Communities Affected by the Site
The Grasse River Superfund site is located along the northern boundary of New York state, within the town of Massena and just outside the village of Massena. According to the 2010 U.S. Census, the town of Massena has a population of approximately 13,000 people and covers an area of 56 square miles. Primary land uses in the vicinity of the lower Grasse River include residential, agricultural, industrial, recreational and tribal activities.
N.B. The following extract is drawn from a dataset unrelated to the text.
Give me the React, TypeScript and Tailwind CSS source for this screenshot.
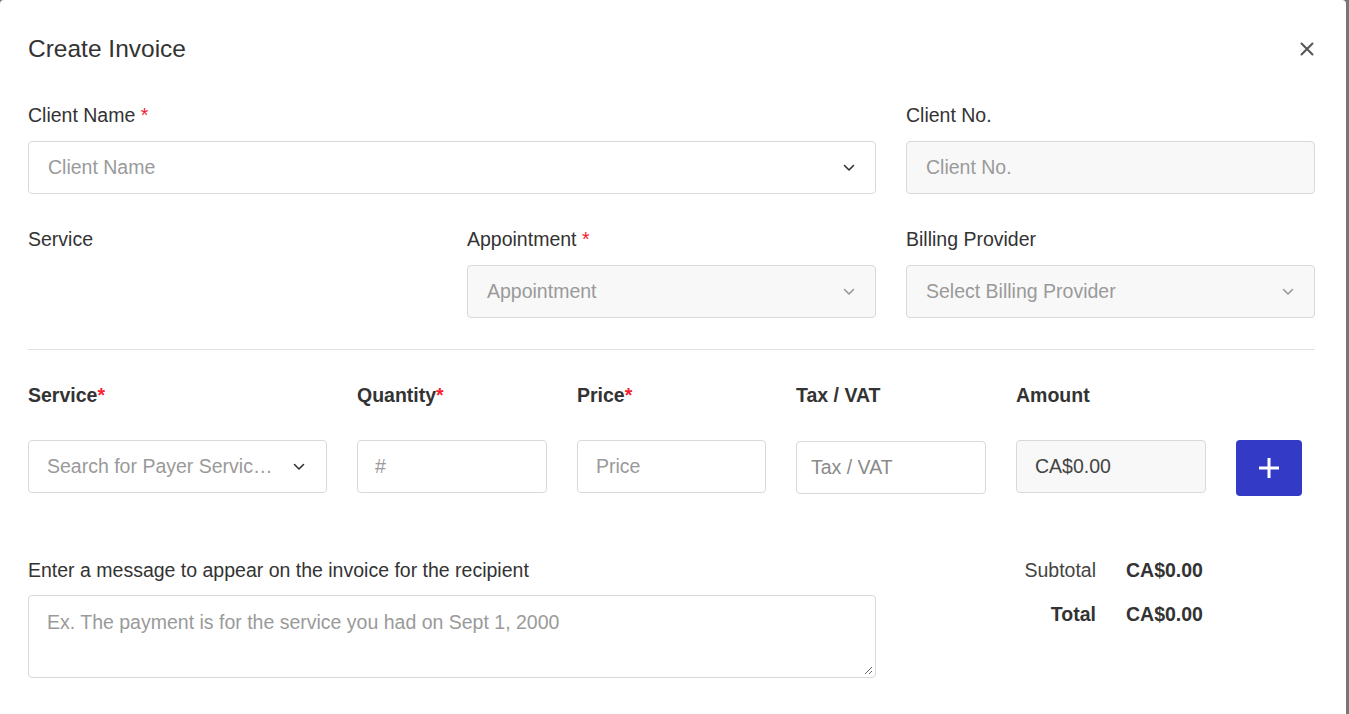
import React from "react";

const Chevron = ({ color = "#333" }: { color?: string }) => (
  <svg width="12" height="8" viewBox="0 0 12 8" fill="none">
    <path d="M1.5 1.5L6 6L10.5 1.5" stroke={color} strokeWidth="1.6" strokeLinecap="round" strokeLinejoin="round" />
  </svg>
);

const Star = () => <span className="text-[#f5222d]">*</span>;

export default function App() {
  return (
    <div
      className="w-[1349px] h-[714px] bg-[#777777] flex overflow-hidden"
      style={{ fontFamily: '"Liberation Sans", Arial, sans-serif' }}
    >
      <div className="w-[1346px] h-[714px] bg-white rounded-t-[4px] pl-[28px] pr-[31px] text-[#333] text-[19.5px]">
        {/* Header */}
        <div className="flex items-center justify-between pt-[33px] h-[65px]">
          <div className="text-[24.5px] leading-[32px]">Create Invoice</div>
          <svg width="14" height="14" viewBox="0 0 14 14" className="mr-[1px]">
            <path d="M1.5 1.5L12.5 12.5M12.5 1.5L1.5 12.5" stroke="#555" strokeWidth="2" strokeLinecap="round" />
          </svg>
        </div>

        {/* Row 1 */}
        <div className="grid grid-cols-[409px_409px_409px] gap-x-[30px] mt-[36px]">
          <div className="col-span-2">
            <div className="leading-[28px] mb-[12px]">
              Client Name <Star />
            </div>
            <div className="h-[53px] border border-[#d9d9d9] rounded-[4px] flex items-center justify-between pl-[19px] pr-[20px]">
              <span className="text-[#9a9a9a]">Client Name</span>
              <Chevron />
            </div>
          </div>
          <div>
            <div className="leading-[28px] mb-[12px]">Client No.</div>
            <div className="h-[53px] border border-[#d9d9d9] rounded-[4px] bg-[#f8f8f8] flex items-center pl-[19px]">
              <span className="text-[#9a9a9a]">Client No.</span>
            </div>
          </div>
        </div>

        {/* Row 2 */}
        <div className="grid grid-cols-[409px_409px_409px] gap-x-[30px] mt-[31px]">
          <div>
            <div className="leading-[28px]">Service</div>
          </div>
          <div>
            <div className="leading-[28px] mb-[12px]">
              Appointment <Star />
            </div>
            <div className="h-[53px] border border-[#d9d9d9] rounded-[4px] bg-[#f8f8f8] flex items-center justify-between pl-[19px] pr-[20px]">
              <span className="text-[#9a9a9a]">Appointment</span>
              <Chevron color="#999" />
            </div>
          </div>
          <div>
            <div className="leading-[28px] mb-[12px]">Billing Provider</div>
            <div className="h-[53px] border border-[#d9d9d9] rounded-[4px] bg-[#f8f8f8] flex items-center justify-between pl-[19px] pr-[20px]">
              <span className="text-[#9a9a9a]">Select Billing Provider</span>
              <Chevron color="#999" />
            </div>
          </div>
        </div>

        <div className="h-px bg-[#e0e0e0] mt-[31px]" />

        {/* Line items */}
        <div className="flex gap-x-[30px] mt-[31px] font-bold leading-[28px]">
          <div className="w-[299px]">
            Service<Star />
          </div>
          <div className="w-[190px]">
            Quantity<Star />
          </div>
          <div className="w-[189px]">
            Price<Star />
          </div>
          <div className="w-[190px]">Tax / VAT</div>
          <div className="w-[190px]">Amount</div>
        </div>
        <div className="flex gap-x-[30px] mt-[31px] items-start">
          <div className="w-[299px] h-[53px] border border-[#d9d9d9] rounded-[4px] flex items-center justify-between pl-[18px] pr-[21px]">
            <span className="text-[#9a9a9a] truncate w-[228px]">Search for Payer Services or Products</span>
            <Chevron />
          </div>
          <div className="w-[190px] h-[53px] border border-[#d9d9d9] rounded-[4px] flex items-center pl-[17px]">
            <span className="text-[#9a9a9a]">#</span>
          </div>
          <div className="w-[189px] h-[53px] border border-[#d9d9d9] rounded-[4px] flex items-center pl-[18px]">
            <span className="text-[#9a9a9a]">Price</span>
          </div>
          <div className="w-[190px] h-[53px] mt-[1px] border border-[#d9d9d9] rounded-[4px] flex items-center pl-[14px]">
            <span className="text-[#8a8a8a]">Tax / VAT</span>
          </div>
          <div className="w-[190px] h-[53px] border border-[#d9d9d9] rounded-[4px] bg-[#f8f8f8] flex items-center pl-[18px]">
            <span className="text-[#444]">CA$0.00</span>
          </div>
          <div className="w-[66px] h-[56px] rounded-[4px] bg-[#333bc6] flex items-center justify-center">
            <svg width="22" height="22" viewBox="0 0 22 22">
              <path d="M11 1V21M1 11H21" stroke="#fff" strokeWidth="3" />
            </svg>
          </div>
        </div>

        {/* Message & totals */}
        <div className="flex mt-[60px]">
          <div className="w-[848px]">
            <div className="leading-[28px] mb-[11px]">
              Enter a message to appear on the invoice for the recipient
            </div>
            <div className="relative h-[83px] border border-[#d9d9d9] rounded-[4px] pl-[18px] pt-[12px]">
              <span className="text-[#9a9a9a] leading-[28px]">
                Ex. The payment is for the service you had on Sept 1, 2000
              </span>
              <svg width="10" height="10" viewBox="0 0 10 10" className="absolute right-[2px] bottom-[2px]">
                <path d="M9 2L2 9M9 6L6 9" stroke="#666" strokeWidth="1" />
              </svg>
            </div>
          </div>
          <div className="ml-[72px] flex flex-col">
            <div className="flex leading-[28px]">
              <div className="w-[148px] text-right text-[#444]">Subtotal</div>
              <div className="ml-[30px] font-bold">CA$0.00</div>
            </div>
            <div className="flex leading-[28px] mt-[16px]">
              <div className="w-[148px] text-right font-bold">Total</div>
              <div className="ml-[30px] font-bold">CA$0.00</div>
            </div>
          </div>
        </div>
      </div>
    </div>
  );
}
Akwesasne, the Mohawk territory of the federally recognized Saint Regis Mohawk Tribe, lies just east of Massena and is located along the St. Lawrence River downstream of the site. The Saint Regis Mohawk Territory lands are divided by the United States and Canadian border and subdivided by Franklin County in New York and the provinces of Ontario and Quebec in Canada. According to the Saint Regis Mohawk Tribe, Akwesasne (Land Where the Partridge Drums) has a population of 12,400 people and covers a land area of approximately 16,640 square acres which includes wetlands, agricultural land, woodlands and light commercial development. Pursuant to the 1796 Treaty with the Seven Nations of Canada, 7 Stat. 55, the Saint Regis Mohawk Tribe also recognizes ancestral land on both banks of the lower Grasse River* (known as the Indian Meadows) as well as land located along the St. Lawrence River downstream of the site. The Mohawk/Kanienkehaka Nation is part of the Haudenosaunee (Iroquois) Confederacy.
* The land on both banks of the lower Grasse River is currently privately owned by a number of different property owners.